Google has decided Android Studio is all you need to make apps, and by the end of the year will no longer support the venerable but popular Eclipse IDE. Android product manager Jamal Eason has blogged that in recent years “our team has focused on improving the development experience for building Android apps with Android …
I guess you haven't tried either.
Eclipse ADT was pretty horrible. Functional but that was about it. It was a sprawling resource hog.
Android Studio is better in every single way, by a massive amount. So what's been extinguished exactly? Improved beyond recognition...
Having use Webstorm for the last half year, I still much prefer Eclipse. It's generally faster and more stable (unless you make it crap with stupid plugins). I find IntelliJ-Based products much over-hyped. I have the strong suspicion it's for people who never liked IDE's anyway.
Also, Eclipse doesn't hang itself twice a day. I'm sorry that the guys at Google couldn't be arsed to write a decent Android IDE based on Eclipse, probably the people who could have helped them do that didn't pass their stupid entrance exam.
I have been learning/using Android Studio for the past week or so and I am actually quite happy to return to using a dedicated tool. Android Studio has some nice features which are agreeable to have , for example : automatic library imports, easy to setup emulators... One point to make, there are other Emulators which can be used, I believe that most popular, and also the one I now use, is GenyMotion which I find to be much faster than the inbuilt one... ymmv..
For the moment things are looking good, hopefully they will remain that way.
I have and still enjoy using Eclipse and will continue to do so for Web projects.
Nowadays if I see something described as:
• highly configurable; and
• based on a plugin architecture.
I immediately think: oh, so it's a tedious usability mess, doing basically nothing to fit in with <your OS here>?
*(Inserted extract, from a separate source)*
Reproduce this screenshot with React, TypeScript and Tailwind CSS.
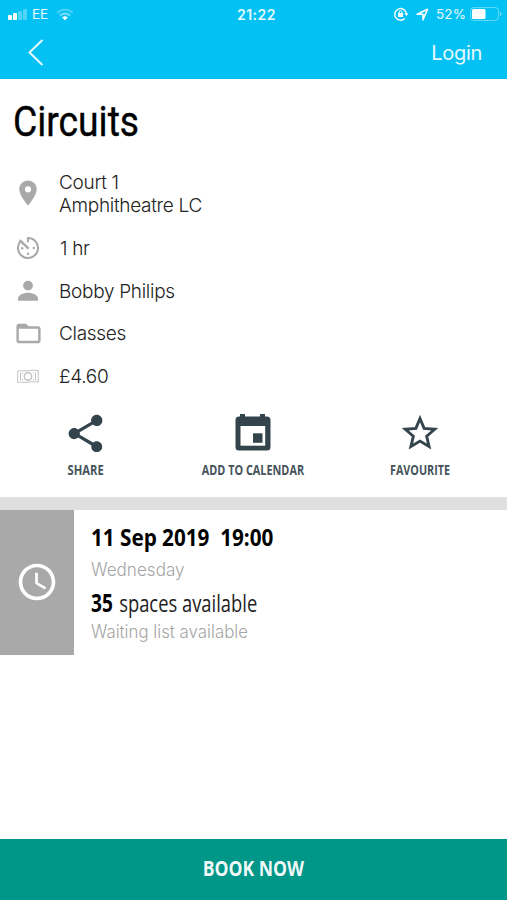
import type { ReactNode } from 'react';
import { MdPlace, MdFolderOpen, MdShare, MdAccessTime } from 'react-icons/md';

function StatusBar() {
  return (
    <div className="flex h-7 items-center px-[7px] font-['Inter',sans-serif] text-[13.5px] text-white/90">
      <div className="flex flex-1 items-center">
        <svg width="20" height="11" viewBox="0 0 20 11" fill="white" className="mt-px">
          <rect x="1" y="6" width="4" height="5" rx="1" />
          <rect x="6" y="4" width="4" height="7" rx="1" />
          <rect x="11" y="2" width="4" height="9" rx="1" opacity=".3" />
          <rect x="16" y="0" width="4" height="11" rx="1" opacity=".3" />
        </svg>
        <span className="ml-[5px]">EE</span>
        <svg width="18" height="13" viewBox="0 0 18 13" fill="none" stroke="white" strokeWidth="1.8" className="ml-[8px]">
          <path d="M1.2 4.8a11 11 0 0 1 15.6 0" opacity=".3" />
          <path d="M4 7.6a7 7 0 0 1 10 0" opacity=".45" />
          <path d="M9 12.3 6.2 9.5a4 4 0 0 1 5.6 0Z" fill="white" stroke="none" />
        </svg>
      </div>
      <div className="translate-x-[3px] text-[14px] font-semibold tracking-[0.5px]">21:22</div>
      <div className="flex flex-1 items-center justify-end">
        <svg width="15" height="14" viewBox="0 0 15 14" fill="none" stroke="white" strokeWidth="1.4">
          <path d="M10.7 11.5A5.8 5.8 0 1 1 12.4 7" />
          <path d="m10.3 6.4 2.2 2.5 2-2.7Z" fill="white" stroke="none" />
          <rect x="4.1" y="6.1" width="5" height="3.8" rx=".5" fill="white" stroke="none" />
          <path d="M5.2 6.5V5.1a1.4 1.4 0 0 1 2.8 0v1.4" strokeWidth="1" />
        </svg>
        <svg width="13" height="13" viewBox="0 0 13 13" fill="none" stroke="white" strokeWidth="1.6" strokeLinejoin="round" className="ml-[7px]">
          <path d="M1.2 6.2 11.5 1.3 7 11.8V6.2Z" />
        </svg>
        <span className="ml-[7px] tracking-[0.1px]">52%</span>
        <svg width="32" height="14" viewBox="0 0 32 14" className="ml-[4px] -mr-[2px]">
          <rect x=".6" y=".6" width="27.8" height="12.8" rx="3" fill="none" stroke="white" strokeOpacity=".4" />
          <rect x="2" y="2" width="13.5" height="10" rx="1.5" fill="white" />
          <path d="M30 5v4c1.2-.4 1.6-1.2 1.6-2S31.2 5.4 30 5Z" fill="white" opacity=".45" />
        </svg>
      </div>
    </div>
  );
}

function TimerIcon() {
  return (
    <svg width="24" height="24" viewBox="0 0 24 24" fill="none" stroke="currentColor" strokeWidth="2.1">
      <path d="M12 6.3V2a10 10 0 1 1-7.7 3.6" />
      <path d="M3.6 4.2 12.6 12.6" strokeWidth="2.5" />
      <g fill="currentColor" stroke="none">
        <circle cx="6.2" cy="12.3" r="1.2" />
        <circle cx="17.8" cy="12" r="1.2" />
        <circle cx="12" cy="17.8" r="1.2" />
      </g>
    </svg>
  );
}

function PersonIcon() {
  return (
    <svg width="22" height="22" viewBox="0 0 22 22" fill="currentColor">
      <circle cx="11" cy="5.6" r="4.9" />
      <path d="M1 20.8v-2.1c0-3.600 5-5.900 10-5.900s10 2.300 10 5.900v2.100Z" />
    </svg>
  );
}

function MoneyIcon() {
  return (
    <svg width="22" height="15" viewBox="0 0 22 15" fill="none" stroke="#c3c3c3" strokeWidth="1">
      <path d="M.7 2.2C4 .8 7 2.6 11 1.8s7-.6 10.300-.1v11.400c-3.300-.5-6.300-.5-10.300.1S4 12.600.7 13.700Z" />
      <circle cx="11" cy="7.5" r="3.7" strokeWidth="1.5" />
      <path d="M3.500 3.500v8M5.500 3.500v1.200M5.500 10.200v1.300M18.500 3.500v8M16.500 3.500v1.200M16.500 10.200v1.300" />
    </svg>
  );
}

function CalendarIcon() {
  return (
    <svg width="36" height="37" viewBox="0 0 36 37" fill="currentColor">
      <path d="M5 0h5v2.500h15V0h5v2.500h2A3.500 3.500 0 0 1 35.500 6v27a3.500 3.500 0 0 1-3.500 3.500H4A3.500 3.500 0 0 1 .5 33V6A3.500 3.500 0 0 1 4 2.500h1Z" />
      <path d="M5.500 12h24.700v19.700H5.500Z" fill="white" />
      <path d="M18 19.300h9.500v9.500H18Z" />
    </svg>
  );
}

function StarIcon() {
  return (
    <svg width="40" height="40" viewBox="0 0 36 36" fill="none" stroke="currentColor" strokeWidth="2.600">
      <path d="m18 5 3.700 8.800 9.600.8-7.300 6.300 2.200 9.300-8.200-4.900-8.200 4.900 2.200-9.300-7.300-6.300 9.600-.8Z" />
    </svg>
  );
}

function InfoRow({ icon, children }: { icon: ReactNode; children: ReactNode }) {
  return (
    <div className="flex h-[42.8px] items-center">
      <div className="flex w-[56px] shrink-0 justify-center text-[#a9a9a9]">{icon}</div>
      <div className="ml-[3px]">{children}</div>
    </div>
  );
}

const bodyText = "block w-fit whitespace-nowrap font-['Inter','Liberation_Sans',sans-serif] text-[19px] font-light leading-[23px] tracking-[-0.3px] text-[#222]";
const actionText = "block origin-center whitespace-nowrap font-['Open_Sans',sans-serif] text-[14px] font-bold leading-5 text-[#45535a]";

export default function App() {
  return (
    <div className="flex h-[900px] w-[507px] flex-col overflow-hidden bg-white">
      <header className="h-[79px] shrink-0 bg-[#03c1f3]">
        <StatusBar />
        <div className="flex h-[49px] items-center justify-between pl-[27px] pr-[25px] text-white/90">
          <svg width="17" height="27" viewBox="0 0 17 27" fill="none" stroke="currentColor" strokeWidth="2">
            <path d="M15.500 1 2.500 13.500l13 12.500" />
          </svg>
          <span className="origin-right font-['Inter',sans-serif] text-[20px] font-normal tracking-[-0.3px]">Login</span>
        </div>
      </header>

      <h1 className="mt-[17px] h-[50px] shrink-0 pl-[13px] font-['Roboto',sans-serif] text-[43px] font-normal leading-[50px] text-black">
        <span className="block w-fit origin-left scale-x-[0.866] [-webkit-text-stroke:0.4px_black]">Circuits</span>
      </h1>

      <section className="mt-[18px] shrink-0">
        <div className="flex h-[63px] items-start pt-px">
          <div className="flex w-[56px] shrink-0 justify-center pt-[13px] text-[#a9a9a9]"><MdPlace size={30} /></div>
          <div className="ml-[3px] pt-[6px]">
            <span className={bodyText}>Court 1</span>
            <span className={bodyText}>Amphitheatre LC</span>
          </div>
        </div>
        <InfoRow icon={<TimerIcon />}><span className={bodyText + " pl-px"}>1 hr</span></InfoRow>
        <InfoRow icon={<PersonIcon />}><span className={bodyText}>Bobby Philips</span></InfoRow>
        <InfoRow icon={<MdFolderOpen size={29} />}><span className={bodyText}>Classes</span></InfoRow>
        <InfoRow icon={<MoneyIcon />}><span className={bodyText}>£4.60</span></InfoRow>
      </section>

      <section className="grid h-[99px] shrink-0 grid-cols-[171px_163px_171px] text-[#34444c]">
        <div className="flex flex-col items-center pt-[13px]">
          <MdShare size={45} className="shrink-0" />
          <span className={actionText + " mt-[4px] scale-x-[0.80]"}>SHARE</span>
        </div>
        <div className="flex flex-col items-center pt-[16px]">
          <CalendarIcon />
          <span className={actionText + " mt-[9px] scale-x-[0.775]"}>ADD TO CALENDAR</span>
        </div>
        <div className="flex flex-col items-center pt-[15px]">
          <StarIcon />
          <span className={actionText + " mt-[7px] scale-x-[0.77]"}>FAVOURITE</span>
        </div>
      </section>

      <div className="h-[12.5px] shrink-0 bg-[#dfdfdf]" />

      <section className="flex h-[145px] shrink-0">
        <div className="flex w-[74px] shrink-0 items-center justify-center bg-[#a9a9a9] text-white"><MdAccessTime size={44} /></div>
        <div className="pl-[17px] pt-[11px]">
          <div className="w-fit origin-left scale-x-[0.862] whitespace-pre font-['Open_Sans',sans-serif] text-[24px] font-bold leading-8 text-black">11 Sep 2019  19:00</div>
          <div className="mt-px w-fit origin-left scale-x-[0.95] font-['Inter',sans-serif] text-[18px] font-light leading-8 text-[#a5a5a5]">Wednesday</div>
          <div className="-mt-[2px] w-fit origin-left scale-x-[0.765] whitespace-nowrap font-['Open_Sans',sans-serif] text-[24px] leading-9 text-[#1d1d1d]"><b className="mr-[2px] text-[25px] text-black">35</b> spaces available</div>
          <div className="w-fit origin-left scale-x-[0.935] font-['Inter',sans-serif] text-[18px] font-light leading-[22px] text-[#a5a5a5]">Waiting list available</div>
        </div>
      </section>

      <button className="mt-auto flex h-[61px] shrink-0 items-center justify-center bg-[#009688] pb-[4px] font-['Open_Sans',sans-serif] text-[22px] font-bold text-white/95">
        <span className="block scale-x-[0.80]">BOOK NOW</span>
      </button>
    </div>
  );
}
Would you care to support your opinion with facts or are you just spouting?
IDEs tend to elicit strong opinions – see any vi versus emacs debate.
My own main development is mainly in Python. I've tried Eclipse with the PyDev plugin and, like Thom, completely failed to understand it and moved on to something else. This might be the plug-in, it could be my incompetence. Doesn't really matter. Having had to help someone else setup a Windows machine I know how frustrating this can be and how such impressions colour our judgement. Having said that, sitting next to me was someone happily using Eclipse on Mac.
I've also tried PyCharm, which I believe is based on IntelliJ, and while it's got that usual, "unusual" Java look and feel I could get projects set up and run tests. I managed to disable some of the most annoying default settings so I can get it to work. However, I find I spend most of my time either in a dedicated (and paid for) Python IDE called WingIDE or one of a number of text editors with better support for other syntax and tools.
Of the novices I've come across I'd say that most that use an IDE prefer IntelliJ over Eclipse. I suspect this is due to things like those I mentioned above and an apparently lack of QA around plugins. IntelliJ has the Apple advantage of being able to decide what goes in and what doesn't. And I think Google felt the same about the studio.
Android Studio sucks galaxies through a millipore filter, but it sucks less than Eclipse.
My major problem with Android Studio is it really wants an always-on Internet connection, and as my company firewall doesn't let it through, it'll throw hissy fits. Yes, it's got a "work w/o internet" checkbox in the preferences, but it still craps out looking for things on the internet a lot.
Android product manager Jamal Eason has blogged that in recent years “our team has focused on improving the development experience for building Android apps with Android Studio”, and it's now time to move on. [Emphasis added]
When you see phrases like the italicized one above, you should be afraid, very afraid.
No man's life, liberty or property (or, apparently, text editor) is safe when Marketing is in session. (Apologies to both Gideon Tucker and Mark Twain.)
"Android studio is in development" is old news.
Reading the news title I was thinking that now it is ready, only to find out that there are still a lot of things to be done.
Before throwing out something that works, shouldn't they wait until they have something to replace it with?